— GIVEN REQUEST —
Everything in the data should be repeated exactly, save for the images.

— SOURCE MATERIAL —
↓

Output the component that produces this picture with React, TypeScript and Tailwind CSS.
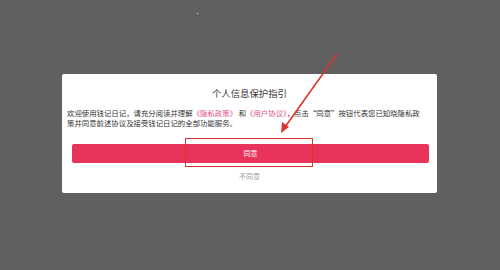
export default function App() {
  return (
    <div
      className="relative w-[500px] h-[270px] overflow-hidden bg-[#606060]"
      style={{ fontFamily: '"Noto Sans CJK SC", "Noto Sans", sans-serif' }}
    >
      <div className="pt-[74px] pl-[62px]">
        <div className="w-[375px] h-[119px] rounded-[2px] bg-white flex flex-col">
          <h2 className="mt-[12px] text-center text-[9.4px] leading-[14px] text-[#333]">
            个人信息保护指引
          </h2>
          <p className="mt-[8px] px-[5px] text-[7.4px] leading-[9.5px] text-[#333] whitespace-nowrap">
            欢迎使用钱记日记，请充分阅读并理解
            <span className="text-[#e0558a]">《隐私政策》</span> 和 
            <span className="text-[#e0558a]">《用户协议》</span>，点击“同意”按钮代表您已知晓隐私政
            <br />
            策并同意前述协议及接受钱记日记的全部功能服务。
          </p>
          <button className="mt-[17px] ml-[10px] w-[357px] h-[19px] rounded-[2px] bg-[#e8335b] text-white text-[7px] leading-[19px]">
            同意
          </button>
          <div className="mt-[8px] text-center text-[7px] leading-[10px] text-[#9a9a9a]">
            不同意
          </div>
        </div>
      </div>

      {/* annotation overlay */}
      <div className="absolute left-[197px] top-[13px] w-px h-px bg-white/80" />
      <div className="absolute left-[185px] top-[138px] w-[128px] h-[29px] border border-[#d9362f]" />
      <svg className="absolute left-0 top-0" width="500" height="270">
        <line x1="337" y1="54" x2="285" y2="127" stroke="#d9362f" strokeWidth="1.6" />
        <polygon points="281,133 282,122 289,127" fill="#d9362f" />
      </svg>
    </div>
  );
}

↑

— EXERCISE RESULT —
Output the component that produces this picture with React, TypeScript and Tailwind CSS.
export default function App() {
  return (
    <div
      className="relative w-[500px] h-[270px] overflow-hidden bg-[#606060]"
      style={{ fontFamily: '"Noto Sans CJK SC", "Noto Sans", sans-serif' }}
    >
      <div className="pt-[74px] pl-[62px]">
        <div className="w-[375px] h-[119px] rounded-[2px] bg-white flex flex-col">
          <h2 className="mt-[12px] text-center text-[9.4px] leading-[14px] text-[#333]">
            个人信息保护指引
          </h2>
          <p className="mt-[8px] px-[5px] text-[7.4px] leading-[9.5px] text-[#333] whitespace-nowrap">
            欢迎使用钱记日记，请充分阅读并理解
            <span className="text-[#e0558a]">《隐私政策》</span> 和 
            <span className="text-[#e0558a]">《用户协议》</span>，点击“同意”按钮代表您已知晓隐私政
            <br />
            策并同意前述协议及接受钱记日记的全部功能服务。
          </p>
          <button className="mt-[17px] ml-[10px] w-[357px] h-[19px] rounded-[2px] bg-[#e8335b] text-white text-[7px] leading-[19px]">
            同意
          </button>
          <div className="mt-[8px] text-center text-[7px] leading-[10px] text-[#9a9a9a]">
            不同意
          </div>
        </div>
      </div>

      {/* annotation overlay */}
      <div className="absolute left-[197px] top-[13px] w-px h-px bg-white/80" />
      <div className="absolute left-[185px] top-[138px] w-[128px] h-[29px] border border-[#d9362f]" />
      <svg className="absolute left-0 top-0" width="500" height="270">
        <line x1="337" y1="54" x2="285" y2="127" stroke="#d9362f" strokeWidth="1.6" />
        <polygon points="281,133 282,122 289,127" fill="#d9362f" />
      </svg>
    </div>
  );
}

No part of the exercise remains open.